And if we find birds we’ll put a radio transmitter on them and then, with any luck, they’ll still be alive when timber harvest occurs and we can see where they go. It’s a really neat project that, like I said, they haven’t really been studied all that well over here, but it’ll sure give us a lot of information to inform management decisions for timber harvest but also just to know a little bit more about the birds and the habits. They’re sort of a weird bird, like I said, they haven’t been studied super well over here but they’re not like a ruffed grouse where you can just survey them based on a noise that the male makes, or a drumming survey, or like for the woodcock, the singing ground survey, they don’t make a vocalization or they don’t do it regularly.
I think there’s a call called the Kansas call that you can use like a playback method for a certain variety of spruce grouse but we tried that and it doesn’t work.
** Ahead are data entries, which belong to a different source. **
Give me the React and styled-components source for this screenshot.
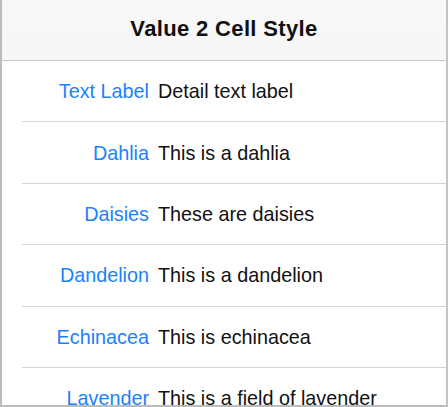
import React from "react";
import styled, { createGlobalStyle } from "styled-components";

const Global = createGlobalStyle`
  html, body { margin: 0; padding: 0; background: #ffffff; }
  body { font-family: "Liberation Sans", Arial, sans-serif; }
`;

const Frame = styled.div`
  box-sizing: border-box;
  width: 448px;
  height: 407px;
  overflow: hidden;
  background: #ffffff;
  border-left: 2px solid #bcbcbc;
  border-right: 2px solid #c4c4c4;
  border-bottom: 2px solid #bcbcbc;
  display: flex;
  flex-direction: column;
`;

const NavBar = styled.header`
  box-sizing: border-box;
  flex: 0 0 auto;
  height: 61px;
  padding-bottom: 2px;
  background: linear-gradient(#f8f8f8, #f6f6f6);
  border-bottom: 1px solid #c6c6c6;
  display: flex;
  align-items: center;
  justify-content: center;
`;

const Title = styled.h1`
  margin: 0;
  font-size: 22px;
  font-weight: 700;
  color: #111111;
  letter-spacing: 0.35px;
`;

const List = styled.ul`
  list-style: none;
  margin: 0;
  padding: 0;
  flex: 1 1 auto;
`;

const Row = styled.li`
  box-sizing: border-box;
  height: 61.4px;
  margin-left: 20px;
  padding-top: 1px;
  border-bottom: 1px solid #d4d4d4;
  display: grid;
  grid-template-columns: 127px auto;
  column-gap: 9px;
  align-items: center;
  font-size: 19.8px;
`;

const Label = styled.span`
  text-align: right;
  color: #1a82fb;
  white-space: nowrap;
`;

const Detail = styled.span`
  color: #111111;
  white-space: nowrap;
`;

const rows = [
  ["Text Label", "Detail text label"],
  ["Dahlia", "This is a dahlia"],
  ["Daisies", "These are daisies"],
  ["Dandelion", "This is a dandelion"],
  ["Echinacea", "This is echinacea"],
  ["Lavender", "This is a field of lavender"],
];

export default function App() {
  return (
    <>
      <Global />
      <Frame>
        <NavBar>
          <Title>Value 2 Cell Style</Title>
        </NavBar>
        <List>
          {rows.map(([label, detail]) => (
            <Row key={label}>
              <Label>{label}</Label>
              <Detail>{detail}</Detail>
            </Row>
          ))}
        </List>
      </Frame>
    </>
  );
}
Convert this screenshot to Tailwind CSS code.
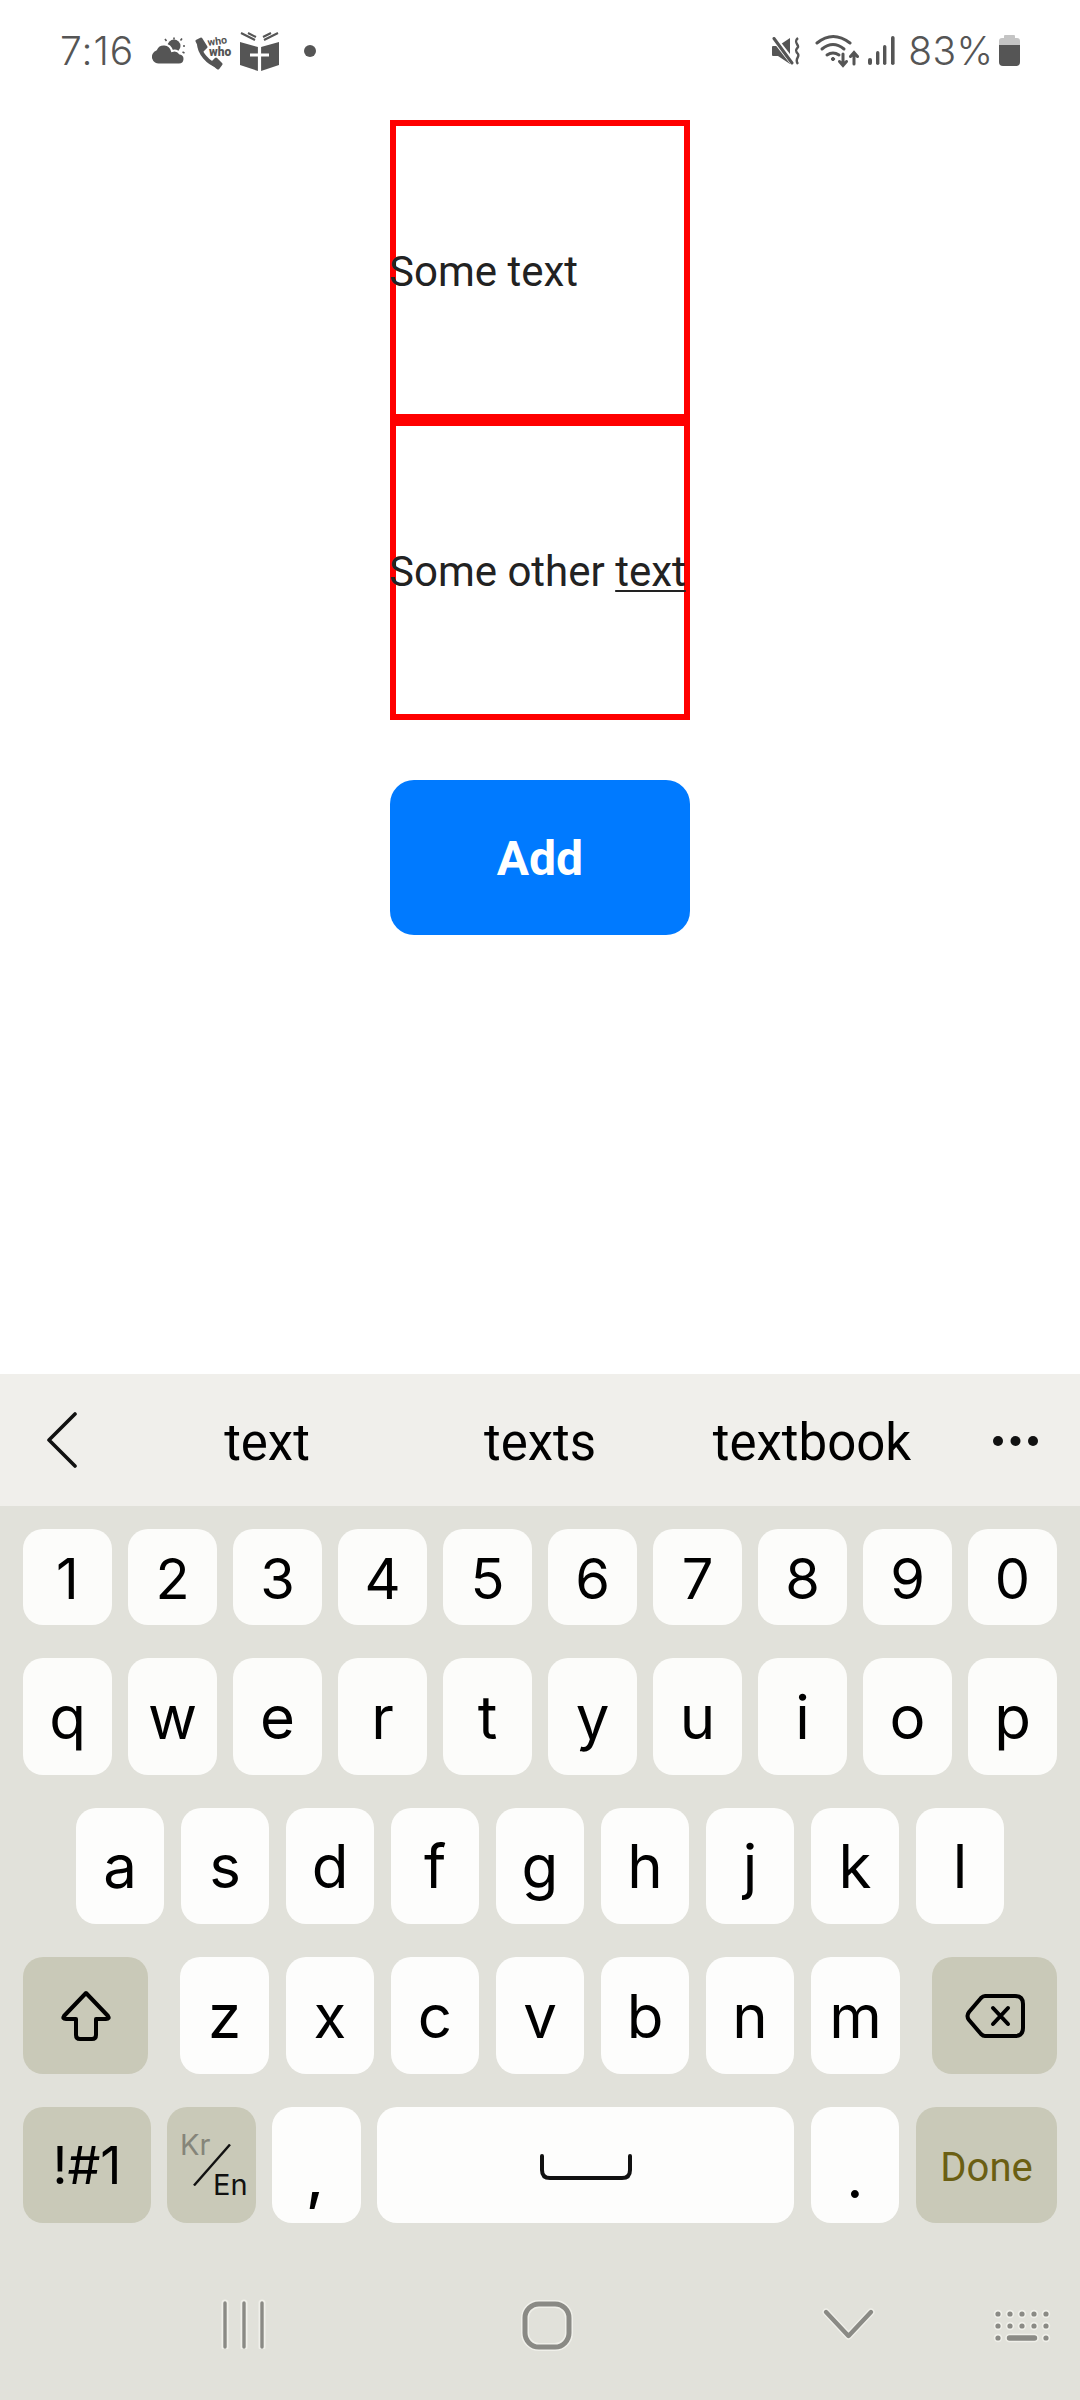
<!DOCTYPE html>
<html>
<head>
<meta charset="utf-8">
<script src="https://cdn.jsdelivr.net/npm/@tailwindcss/browser@4"></script>
</head>
<body class="m-0 bg-white">
<div class="w-[1080px] h-[2400px] flex flex-col overflow-hidden font-['Roboto',sans-serif]">

  <!-- status bar -->
  <div class="h-[100px] flex items-start text-[#555] font-['Inter',sans-serif] font-light">
    <span class="ml-[60px] mt-[28px] text-[39px] leading-[46px] tracking-[1px]">7:16</span>
    <svg class="ml-[18px] mt-[37px]" width="33" height="28" viewBox="0 0 33 28" fill="#555">
      <circle cx="22" cy="9" r="6.5"/>
      <path d="M22 0.5V2.5M13 2L14.5 4M30 1.5L28.5 3.5M31 9H33M30.5 15L32.5 16" stroke="#555" stroke-width="1.6" fill="none"/>
      <path d="M8 27.5H27A5.5 5.5 0 0 0 28 16.6A7 7 0 0 0 20 14A8.5 8.5 0 0 0 4 12.5A7.8 7.8 0 0 0 8 27.5Z" stroke="#fff" stroke-width="2"/>
    </svg>
    <svg class="ml-[10px] mt-[33px]" width="40" height="38" viewBox="0 0 40 38">
      <path d="M4 10C4 20 13 30 23 33" stroke="#555" stroke-width="4" fill="none" stroke-linecap="round"/>
      <path d="M2 8L6 6L11 14L7 18Z M17 30L21 26L26 31L23 35Z" fill="#555" stroke="#555" stroke-width="3" stroke-linejoin="round"/>
      <text x="13" y="13" transform="rotate(-8 13 13)" font-family="Roboto" font-weight="700" font-size="10.5" fill="#555">who</text>
      <text x="14" y="23" font-family="Roboto" font-weight="900" font-size="12" fill="#555">who</text>
    </svg>
    <svg class="ml-[5px] mt-[32px]" width="39" height="39" viewBox="0 0 39 39" fill="#555">
      <path d="M0 10L18 15V39L0 33ZM39 10L21 15V39L39 33Z"/>
      <path d="M1 1L15 8M8 1L16 5M38 1L24 8M31 1L23 5" stroke="#555" stroke-width="2" fill="none"/>
      <path d="M19.5 14V39M10 23H29" stroke="#fff" stroke-width="3.2" fill="none"/>
    </svg>
    <span class="ml-[25px] mt-[45px] w-[12px] h-[12px] rounded-full bg-[#555]"></span>

    <svg class="ml-[455px] mt-[37px]" width="29" height="28" viewBox="0 0 29 28">
      <path d="M1 10Q1 9 2 9H7L19 1V27L7 19H2Q1 19 1 18Z" fill="#555"/>
      <path d="M2 0L23 27" stroke="#fff" stroke-width="6"/>
      <path d="M3 1.5L21 26" stroke="#555" stroke-width="3" stroke-linecap="round"/>
      <path d="M27 1C22 5 28 8 27 10C26 12 23 13 27 17C29 20 23 22 27 27" stroke="#555" stroke-width="2.4" fill="none"/>
    </svg>
    <svg class="ml-[15px] mt-[34px]" width="44" height="34" viewBox="0 0 44 34" fill="none" stroke="#555" stroke-width="3" stroke-linecap="round">
      <path d="M2 9Q18 -4 35 9"/>
      <path d="M7 15Q18 6 29 15"/>
      <path d="M12 21Q18 17 24 21"/>
      <circle cx="18" cy="25" r="1.6" fill="#555" stroke-width="1"/>
      <path d="M28 20V31M24.5 27.5L28 31.5L31.5 27.5"/>
      <path d="M39 30V19M35.5 22.5L39 18.5L42.5 22.5"/>
    </svg>
    <svg class="ml-[9px] mt-[36px]" width="28" height="30" viewBox="0 0 28 30" fill="#555">
      <rect x="0" y="22" width="4" height="7" rx="2"/>
      <rect x="8" y="15" width="3.4" height="14" rx="1.7"/>
      <rect x="15" y="9" width="3.4" height="20" rx="1.7"/>
      <rect x="23" y="0" width="3.6" height="29" rx="1.8"/>
    </svg>
    <span class="ml-[12px] mt-[28px] text-[39px] leading-[46px] tracking-[0.3px]">83%</span>
    <svg class="ml-[6px] mt-[35px]" width="21" height="31" viewBox="0 0 21 31">
      <path d="M6 0H15Q16 0 16 1V3H18Q21 3 21 6V10H0V6Q0 3 3 3H5V1Q5 0 6 0Z" fill="#c4c4c4"/>
      <path d="M0 10H21V27Q21 31 17 31H4Q0 31 0 27Z" fill="#555"/>
    </svg>
  </div>

  <!-- content -->
  <div class="flex-1 flex flex-col items-center pt-[20px] text-[#222] text-[42px]">
    <div class="w-[300px] h-[300px] border-[6px] border-[#ff0000] flex items-center">
      <span class="-ml-[7px] mt-[3px] whitespace-nowrap">Some text</span>
    </div>
    <div class="w-[300px] h-[300px] border-[6px] border-[#ff0000] flex items-center">
      <span class="-ml-[7px] mt-[3px] whitespace-nowrap">Some other <span class="underline decoration-2 underline-offset-[4px]">text</span></span>
    </div>
    <div class="mt-[60px] w-[300px] h-[155px] rounded-[24px] bg-[#007aff] flex items-center justify-center text-white font-bold text-[48px] pt-[3px]">Add</div>
  </div>

  <!-- suggestion strip -->
  <div class="h-[132px] bg-[#f0efeb] flex items-center text-black text-[51px] relative">
    <svg class="ml-[46px] shrink-0" width="32" height="56" viewBox="0 0 32 56" fill="none" stroke="#111" stroke-width="3.6" stroke-linecap="round" stroke-linejoin="round">
      <path d="M29 2L3 28L29 54"/>
    </svg>
    <span class="absolute left-[167px] w-[200px] text-center mt-[6px]">text</span>
    <span class="absolute left-[440px] w-[200px] text-center mt-[6px]">texts</span>
    <span class="absolute left-[712px] w-[200px] text-center mt-[6px]">textbook</span>
    <svg class="absolute left-[993px] top-[59px]" width="46" height="16" viewBox="0 0 46 16" fill="#111">
      <circle cx="5" cy="8" r="5"/><circle cx="22.5" cy="8" r="5"/><circle cx="40" cy="8" r="5"/>
    </svg>
  </div>

  <!-- keyboard -->
  <div class="h-[894px] bg-[#e1e1da] flex flex-col px-[23px] text-black text-[60px] font-['Inter',sans-serif]">
    <div class="mt-[23px] h-[96px] flex gap-[16px] text-[56px]">
      <div class="w-[89px] rounded-[20px] bg-[#fcfcfa] flex items-center justify-center pt-[3px]">1</div>
      <div class="w-[89px] rounded-[20px] bg-[#fcfcfa] flex items-center justify-center pt-[3px]">2</div>
      <div class="w-[89px] rounded-[20px] bg-[#fcfcfa] flex items-center justify-center pt-[3px]">3</div>
      <div class="w-[89px] rounded-[20px] bg-[#fcfcfa] flex items-center justify-center pt-[3px]">4</div>
      <div class="w-[89px] rounded-[20px] bg-[#fcfcfa] flex items-center justify-center pt-[3px]">5</div>
      <div class="w-[89px] rounded-[20px] bg-[#fcfcfa] flex items-center justify-center pt-[3px]">6</div>
      <div class="w-[89px] rounded-[20px] bg-[#fcfcfa] flex items-center justify-center pt-[3px]">7</div>
      <div class="w-[89px] rounded-[20px] bg-[#fcfcfa] flex items-center justify-center pt-[3px]">8</div>
      <div class="w-[89px] rounded-[20px] bg-[#fcfcfa] flex items-center justify-center pt-[3px]">9</div>
      <div class="w-[89px] rounded-[20px] bg-[#fcfcfa] flex items-center justify-center pt-[3px]">0</div>
    </div>
    <div class="mt-[33px] h-[117px] flex gap-[16px]">
      <div class="w-[89px] rounded-[20px] bg-[#fcfcfa] flex items-center justify-center">q</div>
      <div class="w-[89px] rounded-[20px] bg-[#fcfcfa] flex items-center justify-center">w</div>
      <div class="w-[89px] rounded-[20px] bg-[#fcfcfa] flex items-center justify-center">e</div>
      <div class="w-[89px] rounded-[20px] bg-[#fcfcfa] flex items-center justify-center">r</div>
      <div class="w-[89px] rounded-[20px] bg-[#fcfcfa] flex items-center justify-center">t</div>
      <div class="w-[89px] rounded-[20px] bg-[#fcfcfa] flex items-center justify-center">y</div>
      <div class="w-[89px] rounded-[20px] bg-[#fcfcfa] flex items-center justify-center">u</div>
      <div class="w-[89px] rounded-[20px] bg-[#fcfcfa] flex items-center justify-center">i</div>
      <div class="w-[89px] rounded-[20px] bg-[#fcfcfa] flex items-center justify-center">o</div>
      <div class="w-[89px] rounded-[20px] bg-[#fcfcfa] flex items-center justify-center">p</div>
    </div>
    <div class="mt-[33px] h-[116px] flex gap-[17px] pl-[53px]">
      <div class="w-[88px] rounded-[20px] bg-[#fdfdfc] flex items-center justify-center">a</div>
      <div class="w-[88px] rounded-[20px] bg-[#fdfdfc] flex items-center justify-center">s</div>
      <div class="w-[88px] rounded-[20px] bg-[#fdfdfc] flex items-center justify-center">d</div>
      <div class="w-[88px] rounded-[20px] bg-[#fdfdfc] flex items-center justify-center">f</div>
      <div class="w-[88px] rounded-[20px] bg-[#fdfdfc] flex items-center justify-center">g</div>
      <div class="w-[88px] rounded-[20px] bg-[#fdfdfc] flex items-center justify-center">h</div>
      <div class="w-[88px] rounded-[20px] bg-[#fdfdfc] flex items-center justify-center">j</div>
      <div class="w-[88px] rounded-[20px] bg-[#fdfdfc] flex items-center justify-center">k</div>
      <div class="w-[88px] rounded-[20px] bg-[#fdfdfc] flex items-center justify-center">l</div>
    </div>
    <div class="mt-[33px] h-[117px] flex gap-[17px]">
      <div class="w-[125px] mr-[15px] rounded-[20px] bg-[#c9c9b8] flex items-center justify-center">
        <svg width="52" height="52" viewBox="0 0 52 52" fill="none" stroke="#000" stroke-width="4" stroke-linejoin="round"><path d="M26 3L48 26Q50 29 46 29H36V45Q36 49 32 49H20Q16 49 16 45V29H6Q2 29 4 26Z"/></svg>
      </div>
      <div class="w-[89px] rounded-[20px] bg-[#fdfdfc] flex items-center justify-center">z</div>
      <div class="w-[88px] rounded-[20px] bg-[#fdfdfc] flex items-center justify-center">x</div>
      <div class="w-[88px] rounded-[20px] bg-[#fdfdfc] flex items-center justify-center">c</div>
      <div class="w-[88px] rounded-[20px] bg-[#fdfdfc] flex items-center justify-center">v</div>
      <div class="w-[88px] rounded-[20px] bg-[#fdfdfc] flex items-center justify-center">b</div>
      <div class="w-[88px] rounded-[20px] bg-[#fdfdfc] flex items-center justify-center">n</div>
      <div class="w-[89px] rounded-[20px] bg-[#fdfdfc] flex items-center justify-center">m</div>
      <div class="w-[125px] ml-[15px] rounded-[20px] bg-[#c9c9b8] flex items-center justify-center">
        <svg width="60" height="46" viewBox="0 0 60 46" fill="none" stroke="#000" stroke-width="4" stroke-linecap="round" stroke-linejoin="round">
          <path d="M20 3H50Q58 3 58 11V35Q58 43 50 43H20Q18 43 16 41L4 27Q1 23 4 19L16 5Q18 3 20 3Z"/>
          <path d="M28 15L43 31M43 15L28 31"/>
        </svg>
      </div>
    </div>
    <div class="mt-[33px] h-[116px] flex gap-[16px]">
      <div class="w-[128px] rounded-[20px] bg-[#c9c9b8] flex items-center justify-center text-[52px] pt-[2px]">!#1</div>
      <div class="w-[89px] rounded-[20px] bg-[#c9c9b8] relative font-normal">
        <span class="absolute left-[13px] top-[21px] text-[29px] leading-[34px] text-[#85857a]">Kr</span>
        <svg class="absolute left-[26px] top-[37px]" width="38" height="42" viewBox="0 0 38 42" fill="none" stroke="#111" stroke-width="2.4"><path d="M37 0.5L1 41.5"/></svg>
        <span class="absolute left-[46px] top-[61px] text-[29px] leading-[34px] text-[#111]">En</span>
      </div>
      <div class="w-[89px] rounded-[20px] bg-[#fdfdfc] flex items-center justify-center pt-[22px] text-[60px] font-medium"><span class="mr-[3px]">,</span></div>
      <div class="w-[417px] rounded-[20px] bg-[#fdfdfc] flex items-center justify-center pt-[4px]">
        <svg width="94" height="26" viewBox="0 0 94 26" fill="none" stroke="#111" stroke-width="4" stroke-linecap="round"><path d="M3 2V16Q3 24 11 24H83Q91 24 91 16V2"/></svg>
      </div>
      <div class="w-[88px] rounded-[20px] bg-[#fdfdfc] flex items-center justify-center pt-[22px] ml-[1px]">.</div>
      <div class="w-[141px] ml-[1px] rounded-[20px] bg-[#c9c9b8] flex items-center justify-center text-[40px] text-[#6b5f13] font-['Roboto',sans-serif] pt-[5px]">Done</div>
    </div>

    <!-- nav bar -->
    <div class="mt-[76px] h-[50px] relative -mx-[23px]">
      <svg class="absolute left-[220px] top-0" width="48" height="50" viewBox="0 0 48 50" fill="none" stroke-linecap="round">
        <path d="M5 4V48M24 4V48M42 4V48" stroke="#f0f0ea" stroke-width="7"/>
        <path d="M5 4V48M24 4V48M42 4V48" stroke="#8a8a85" stroke-width="3.4"/>
      </svg>
      <svg class="absolute left-[520px] top-0" width="54" height="52" viewBox="0 0 54 52" fill="none">
        <rect x="5" y="5" width="44" height="43" rx="14" stroke="#f0f0ea" stroke-width="8"/>
        <rect x="5" y="5" width="44" height="43" rx="14" stroke="#8a8a85" stroke-width="5"/>
      </svg>
      <svg class="absolute left-[820px] top-[6px]" width="58" height="38" viewBox="0 0 58 38" fill="none" stroke-linecap="round" stroke-linejoin="round">
        <path d="M6 7L28.5 31L51 7" stroke="#f0f0ea" stroke-width="7"/>
        <path d="M6 7L28.5 31L51 7" stroke="#8a8a85" stroke-width="4.4"/>
      </svg>
      <svg class="absolute left-[992px] top-[9px]" width="60" height="36" viewBox="0 0 60 36" fill="#8a8a85">
        <g stroke="#f0f0ea" stroke-width="1.6">
          <circle cx="6" cy="6" r="3.4"/><circle cx="18" cy="6" r="3.4"/><circle cx="30" cy="6" r="3.4"/><circle cx="42" cy="6" r="3.4"/><circle cx="54" cy="6" r="3.4"/>
          <circle cx="6" cy="18" r="3.4"/><circle cx="18" cy="18" r="3.4"/><circle cx="30" cy="18" r="3.4"/><circle cx="42" cy="18" r="3.4"/><circle cx="54" cy="18" r="3.4"/>
          <circle cx="6" cy="30" r="3.4"/><rect x="14" y="26.5" width="32" height="7" rx="3.5"/><circle cx="54" cy="30" r="3.4"/>
        </g>
      </svg>
    </div>
  </div>
</div>
</body>
</html>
It might work up to 30% of the time. And so, that wasn’t an effective method to survey them. We tried dogs and that wasn’t a very effective method to survey them either. So we moved to the pellet survey, just sort of similar to how we used to survey for deer in Minnesota long ago, but we just survey the same transects every year and look for poop. And if we find more than we found more than last year, it’s still in its infancy. So we don’t know a lot about whether the population is fluctuating or staying stable yet, but we hope to.
Hank Shaw: I think that’s really interesting that a bird that is pursued more by humans is more studied. So the glamor bird and the grouse world is the ruffie. And so there’s all kinds of studies in ruffed grouse. Then you get the second glamor bird or the ruffed grouse, which is the sage hen because the sage hen is, A, gigantic and, B, it’s threatening pretty much. So there’s this twin motivation of it. It’s a major prey species is one and two, it’s a charismatic megafauna and the other… and this spruce is just kind of isn’t, he’s just kind of there, and he does this thing. And I did a pretty quick search on what is it? Falcipennis, is their Latin name, and yeah, there isn’t a lot of data on them compared to the other birds. And it just is as kind of an out of sight out of mind thing.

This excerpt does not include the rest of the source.